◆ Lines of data

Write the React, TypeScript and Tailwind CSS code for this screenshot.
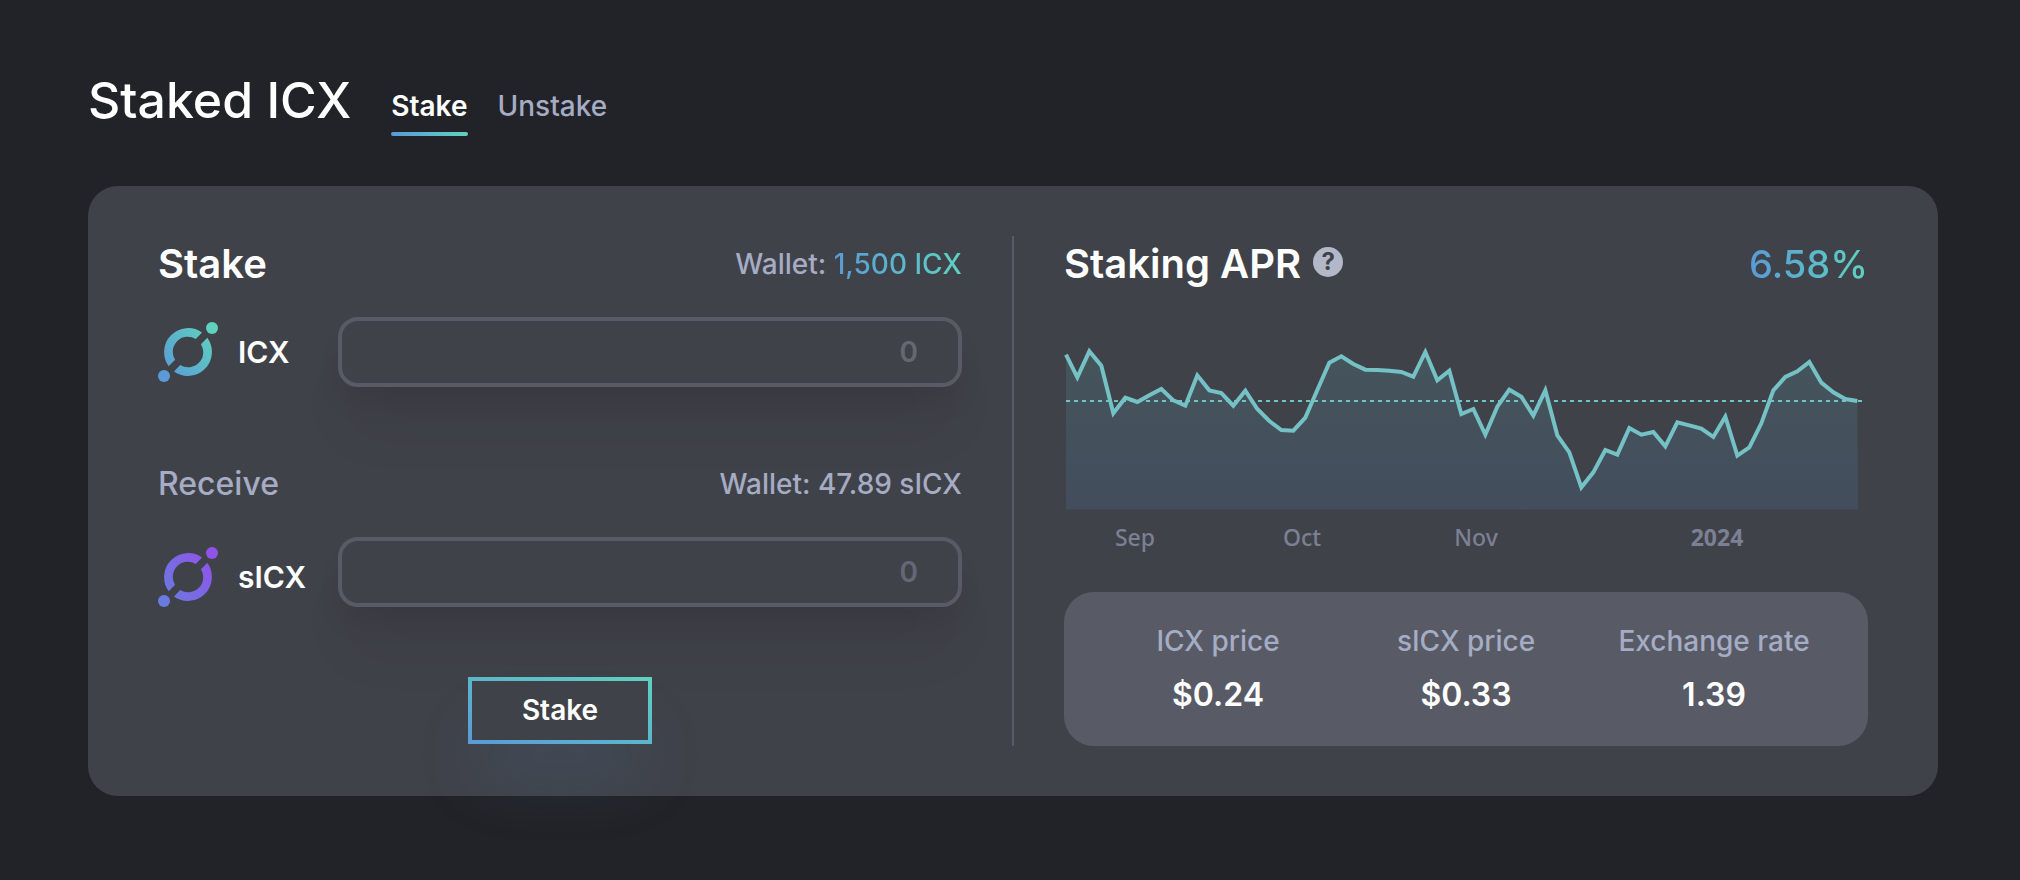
import { useId } from "react";

const FONT = "font-['Inter','Liberation_Sans',sans-serif]";

// Rate samples, in thirds of a chart unit measured down from the top edge.
const SAMPLES = [
  44, 112, 34, 77, 220, 173, 186, 166, 147, 181, 197, 106, 151, 159, 197, 152,
  207, 243, 270, 272, 233, 150, 68, 49, 72, 89, 90, 92, 96, 110, 36, 121, 92,
  222, 207, 284, 200, 149, 170, 227, 151, 286, 337, 442, 397, 330, 344, 264,
  284, 276, 319, 247, 256, 266, 291, 230, 347, 322, 250, 151, 111, 94, 66, 128,
  157, 177, 183,
];

const POINTS = SAMPLES.map(
  (v, i) => `${(i === 0 ? 2 : 1.33 + i * 12).toFixed(2)},${(v / 3).toFixed(2)}`
);

const MONTHS = [
  { label: "Sep", x: 71, bold: false },
  { label: "Oct", x: 238, bold: false },
  { label: "Nov", x: 412, bold: false },
  { label: "2024", x: 653, bold: true },
];

function TokenIcon({ from, to }: { from: string; to: string }) {
  const id = useId();
  return (
    <svg viewBox="-30 -30 60 60" className="size-[60px] shrink-0" aria-hidden="true">
      <defs>
        <linearGradient id={id} gradientUnits="userSpaceOnUse" x1="-26" y1="20" x2="26" y2="-20">
          <stop offset="0" stopColor={from} />
          <stop offset="1" stopColor={to} />
        </linearGradient>
      </defs>
      <g fill={`url(#${id})`}>
        <path d="M14 -19.5A24 24 0 0 0 -19.3 14.2L-12.9 7.8A15 15 0 0 1 7.8 -12.9Z" />
        <path d="M-14 19.5A24 24 0 0 0 19.3 -14.2L12.9 -7.8A15 15 0 0 1 -7.8 12.9Z" />
        <circle cx="24" cy="-24" r="6" />
        <circle cx="-24" cy="24" r="6" />
      </g>
    </svg>
  );
}

function AmountField({
  id,
  token,
  from,
  to,
  align,
}: {
  id: string;
  token: string;
  from: string;
  to: string;
  align: string;
}) {
  return (
    <div className={`mt-[25px] flex ${align}`}>
      <label
        htmlFor={id}
        className="flex w-[180px] shrink-0 items-center gap-5 text-[30px] leading-9 font-semibold text-white"
      >
        <TokenIcon from={from} to={to} />
        {token}
      </label>
      <input
        id={id}
        type="text"
        inputMode="decimal"
        placeholder="0"
        className="h-[70px] min-w-0 flex-1 rounded-[20px] border-4 border-[#585a66] bg-[#404249] px-10 text-right text-[28px] font-semibold text-white shadow-[0_20px_30px_-8px_rgba(0,0,0,0.1),0_50px_60px_-10px_rgba(0,0,0,0.06)] outline-none placeholder:text-[#656774]"
      />
    </div>
  );
}

function AprChart() {
  return (
    <svg viewBox="0 0 804 212" className="mt-12 w-full" role="img" aria-label="Staking APR over time">
      <defs>
        <linearGradient id="apr-fill" x1="0" y1="0" x2="0" y2="1">
          <stop offset="0" stopColor="#45555b" />
          <stop offset="1" stopColor="#434d5d" />
        </linearGradient>
      </defs>
      <polygon points={`2,169.5 ${POINTS.join(" ")} 794,169.5`} fill="url(#apr-fill)" />
      <line x1="2" x2="798" y1="61" y2="61" stroke="#6ec5c4" strokeWidth="2" strokeDasharray="4 4" />
      <polyline points={POINTS.join(" ")} fill="none" stroke="#74c2c5" strokeWidth="4" />
      {MONTHS.map((m) => (
        <text
          key={m.label}
          x={m.x}
          y="206"
          textAnchor="middle"
          fill="#7c8094"
          className={`font-['Noto_Sans',sans-serif] text-[23px] ${m.bold ? "font-bold" : "font-medium"}`}
        >
          {m.label}
        </text>
      ))}
    </svg>
  );
}

const STATS = [
  ["ICX price", "$0.24"],
  ["sICX price", "$0.33"],
  ["Exchange rate", "1.39"],
];

export default function App() {
  return (
    <main className={`min-h-screen bg-[#222328] pt-16 pr-[82px] pb-[84px] pl-[88px] ${FONT}`}>
      <header className="flex items-end gap-10">
        <h1 className="text-[50px] leading-[72px] font-medium text-white">Staked ICX</h1>
        <nav className="flex gap-[30px] text-[28px] leading-[34px]">
          <button type="button" className="flex flex-col gap-[9px] font-semibold text-white">
            Stake
            <span className="h-1 w-full rounded-sm bg-linear-to-r from-[#5a9ad6] to-[#5fd2bf]" />
          </button>
          <button type="button" className="flex flex-col pb-[13px] font-medium text-[#a5acc4]">
            Unstake
          </button>
        </nav>
      </header>

      <div className="mt-[50px] flex rounded-[30px] bg-[#404249] px-[70px] py-[50px]">
        <section className="flex flex-1 flex-col pr-[50px]">
          <div className="flex h-14 items-center justify-between">
            <h2 className="text-[40px] font-semibold text-white">Stake</h2>
            <p className="text-[28px] font-medium text-[#a5acc4]">
              Wallet:{" "}
              <span className="bg-linear-to-r from-[#5a9ad6] to-[#5fd2bf] bg-clip-text text-transparent">
                1,500 ICX
              </span>
            </p>
          </div>
          <AmountField id="stake-amount" token="ICX" from="#5a9ad6" to="#5fd2bf" align="items-center" />

          <div className="mt-[69px] flex h-14 items-center justify-between">
            <h3 className="text-[32px] font-medium text-[#a5acc4]">Receive</h3>
            <p className="text-[28px] font-medium text-[#a5acc4]">Wallet: 47.89 sICX</p>
          </div>
          <AmountField id="receive-amount" token="sICX" from="#697be0" to="#9152e8" align="items-end" />

          <button
            type="button"
            className="mt-[70px] self-center border-4 border-transparent px-[50px] py-3 text-[28px] leading-[35px] font-semibold text-white shadow-[0_44px_64px_-12px_rgba(68,122,170,0.22)] [background:linear-gradient(#404249,#404249)_padding-box,linear-gradient(to_top_right,#5a9ad6,#5fd2bf)_border-box]"
          >
            Stake
          </button>
        </section>

        <div className="w-0.5 bg-[#585a66]" />

        <section className="flex flex-1 flex-col pl-[50px]">
          <div className="flex h-14 items-center justify-between">
            <div className="flex items-center gap-3">
              <h2 className="text-[40px] font-semibold text-white">Staking APR</h2>
              <button
                type="button"
                aria-label="About staking APR"
                className="mb-1 flex size-[30px] items-center justify-center rounded-full bg-[#b3b8c8] text-2xl leading-none font-bold text-[#404249]"
              >
                ?
              </button>
            </div>
            <p className="bg-linear-to-r from-[#5a9ad6] to-[#5fd2bf] bg-clip-text text-[38px] font-medium text-transparent">
              6.58%
            </p>
          </div>
          <AprChart />
          <dl className="mt-10 grid h-[154px] grid-cols-3 content-center rounded-[30px] bg-[#585b66] px-[30px] pb-0.5 text-center">
            {STATS.map(([name, value]) => (
              <div key={name} className="flex flex-col gap-5">
                <dt className="text-[28px] leading-[34px] font-medium text-[#a5acc4]">{name}</dt>
                <dd className="text-[32px] leading-[34px] font-semibold text-white">{value}</dd>
              </div>
            ))}
          </dl>
        </section>
      </div>
    </main>
  );
}
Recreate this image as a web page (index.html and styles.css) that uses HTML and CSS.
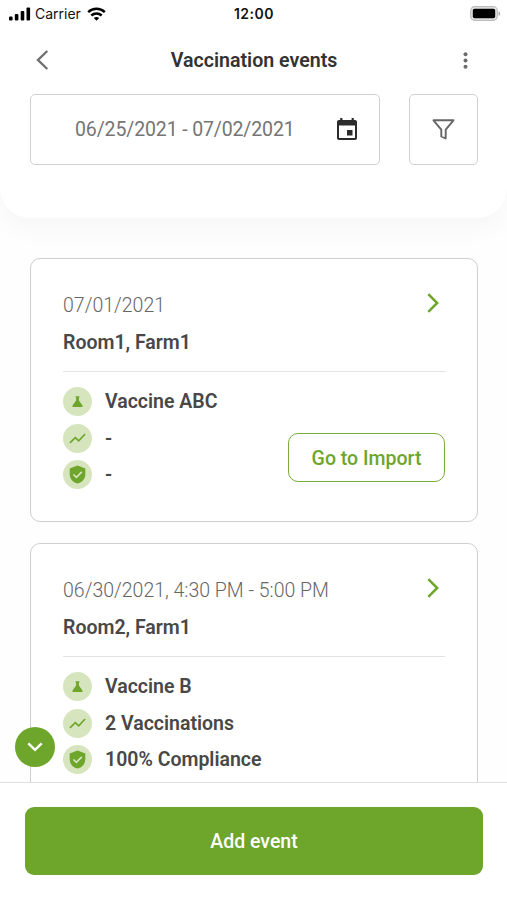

◆ Your instructions
Transcribe the full listing above exactly as it stands, minus the pictures.

◆ In response
Write the React, TypeScript and Tailwind CSS code for this screenshot.
import { useId } from "react";

const FONT = "font-['Inter','Liberation_Sans',sans-serif]";

// Rate samples, in thirds of a chart unit measured down from the top edge.
const SAMPLES = [
  44, 112, 34, 77, 220, 173, 186, 166, 147, 181, 197, 106, 151, 159, 197, 152,
  207, 243, 270, 272, 233, 150, 68, 49, 72, 89, 90, 92, 96, 110, 36, 121, 92,
  222, 207, 284, 200, 149, 170, 227, 151, 286, 337, 442, 397, 330, 344, 264,
  284, 276, 319, 247, 256, 266, 291, 230, 347, 322, 250, 151, 111, 94, 66, 128,
  157, 177, 183,
];

const POINTS = SAMPLES.map(
  (v, i) => `${(i === 0 ? 2 : 1.33 + i * 12).toFixed(2)},${(v / 3).toFixed(2)}`
);

const MONTHS = [
  { label: "Sep", x: 71, bold: false },
  { label: "Oct", x: 238, bold: false },
  { label: "Nov", x: 412, bold: false },
  { label: "2024", x: 653, bold: true },
];

function TokenIcon({ from, to }: { from: string; to: string }) {
  const id = useId();
  return (
    <svg viewBox="-30 -30 60 60" className="size-[60px] shrink-0" aria-hidden="true">
      <defs>
        <linearGradient id={id} gradientUnits="userSpaceOnUse" x1="-26" y1="20" x2="26" y2="-20">
          <stop offset="0" stopColor={from} />
          <stop offset="1" stopColor={to} />
        </linearGradient>
      </defs>
      <g fill={`url(#${id})`}>
        <path d="M14 -19.5A24 24 0 0 0 -19.3 14.2L-12.9 7.8A15 15 0 0 1 7.8 -12.9Z" />
        <path d="M-14 19.5A24 24 0 0 0 19.3 -14.2L12.9 -7.8A15 15 0 0 1 -7.8 12.9Z" />
        <circle cx="24" cy="-24" r="6" />
        <circle cx="-24" cy="24" r="6" />
      </g>
    </svg>
  );
}

function AmountField({
  id,
  token,
  from,
  to,
  align,
}: {
  id: string;
  token: string;
  from: string;
  to: string;
  align: string;
}) {
  return (
    <div className={`mt-[25px] flex ${align}`}>
      <label
        htmlFor={id}
        className="flex w-[180px] shrink-0 items-center gap-5 text-[30px] leading-9 font-semibold text-white"
      >
        <TokenIcon from={from} to={to} />
        {token}
      </label>
      <input
        id={id}
        type="text"
        inputMode="decimal"
        placeholder="0"
        className="h-[70px] min-w-0 flex-1 rounded-[20px] border-4 border-[#585a66] bg-[#404249] px-10 text-right text-[28px] font-semibold text-white shadow-[0_20px_30px_-8px_rgba(0,0,0,0.1),0_50px_60px_-10px_rgba(0,0,0,0.06)] outline-none placeholder:text-[#656774]"
      />
    </div>
  );
}

function AprChart() {
  return (
    <svg viewBox="0 0 804 212" className="mt-12 w-full" role="img" aria-label="Staking APR over time">
      <defs>
        <linearGradient id="apr-fill" x1="0" y1="0" x2="0" y2="1">
          <stop offset="0" stopColor="#45555b" />
          <stop offset="1" stopColor="#434d5d" />
        </linearGradient>
      </defs>
      <polygon points={`2,169.5 ${POINTS.join(" ")} 794,169.5`} fill="url(#apr-fill)" />
      <line x1="2" x2="798" y1="61" y2="61" stroke="#6ec5c4" strokeWidth="2" strokeDasharray="4 4" />
      <polyline points={POINTS.join(" ")} fill="none" stroke="#74c2c5" strokeWidth="4" />
      {MONTHS.map((m) => (
        <text
          key={m.label}
          x={m.x}
          y="206"
          textAnchor="middle"
          fill="#7c8094"
          className={`font-['Noto_Sans',sans-serif] text-[23px] ${m.bold ? "font-bold" : "font-medium"}`}
        >
          {m.label}
        </text>
      ))}
    </svg>
  );
}

const STATS = [
  ["ICX price", "$0.24"],
  ["sICX price", "$0.33"],
  ["Exchange rate", "1.39"],
];

export default function App() {
  return (
    <main className={`min-h-screen bg-[#222328] pt-16 pr-[82px] pb-[84px] pl-[88px] ${FONT}`}>
      <header className="flex items-end gap-10">
        <h1 className="text-[50px] leading-[72px] font-medium text-white">Staked ICX</h1>
        <nav className="flex gap-[30px] text-[28px] leading-[34px]">
          <button type="button" className="flex flex-col gap-[9px] font-semibold text-white">
            Stake
            <span className="h-1 w-full rounded-sm bg-linear-to-r from-[#5a9ad6] to-[#5fd2bf]" />
          </button>
          <button type="button" className="flex flex-col pb-[13px] font-medium text-[#a5acc4]">
            Unstake
          </button>
        </nav>
      </header>

      <div className="mt-[50px] flex rounded-[30px] bg-[#404249] px-[70px] py-[50px]">
        <section className="flex flex-1 flex-col pr-[50px]">
          <div className="flex h-14 items-center justify-between">
            <h2 className="text-[40px] font-semibold text-white">Stake</h2>
            <p className="text-[28px] font-medium text-[#a5acc4]">
              Wallet:{" "}
              <span className="bg-linear-to-r from-[#5a9ad6] to-[#5fd2bf] bg-clip-text text-transparent">
                1,500 ICX
              </span>
            </p>
          </div>
          <AmountField id="stake-amount" token="ICX" from="#5a9ad6" to="#5fd2bf" align="items-center" />

          <div className="mt-[69px] flex h-14 items-center justify-between">
            <h3 className="text-[32px] font-medium text-[#a5acc4]">Receive</h3>
            <p className="text-[28px] font-medium text-[#a5acc4]">Wallet: 47.89 sICX</p>
          </div>
          <AmountField id="receive-amount" token="sICX" from="#697be0" to="#9152e8" align="items-end" />

          <button
            type="button"
            className="mt-[70px] self-center border-4 border-transparent px-[50px] py-3 text-[28px] leading-[35px] font-semibold text-white shadow-[0_44px_64px_-12px_rgba(68,122,170,0.22)] [background:linear-gradient(#404249,#404249)_padding-box,linear-gradient(to_top_right,#5a9ad6,#5fd2bf)_border-box]"
          >
            Stake
          </button>
        </section>

        <div className="w-0.5 bg-[#585a66]" />

        <section className="flex flex-1 flex-col pl-[50px]">
          <div className="flex h-14 items-center justify-between">
            <div className="flex items-center gap-3">
              <h2 className="text-[40px] font-semibold text-white">Staking APR</h2>
              <button
                type="button"
                aria-label="About staking APR"
                className="mb-1 flex size-[30px] items-center justify-center rounded-full bg-[#b3b8c8] text-2xl leading-none font-bold text-[#404249]"
              >
                ?
              </button>
            </div>
            <p className="bg-linear-to-r from-[#5a9ad6] to-[#5fd2bf] bg-clip-text text-[38px] font-medium text-transparent">
              6.58%
            </p>
          </div>
          <AprChart />
          <dl className="mt-10 grid h-[154px] grid-cols-3 content-center rounded-[30px] bg-[#585b66] px-[30px] pb-0.5 text-center">
            {STATS.map(([name, value]) => (
              <div key={name} className="flex flex-col gap-5">
                <dt className="text-[28px] leading-[34px] font-medium text-[#a5acc4]">{name}</dt>
                <dd className="text-[32px] leading-[34px] font-semibold text-white">{value}</dd>
              </div>
            ))}
          </dl>
        </section>
      </div>
    </main>
  );
}
Recreate this image as a web page (index.html and styles.css) that uses HTML and CSS.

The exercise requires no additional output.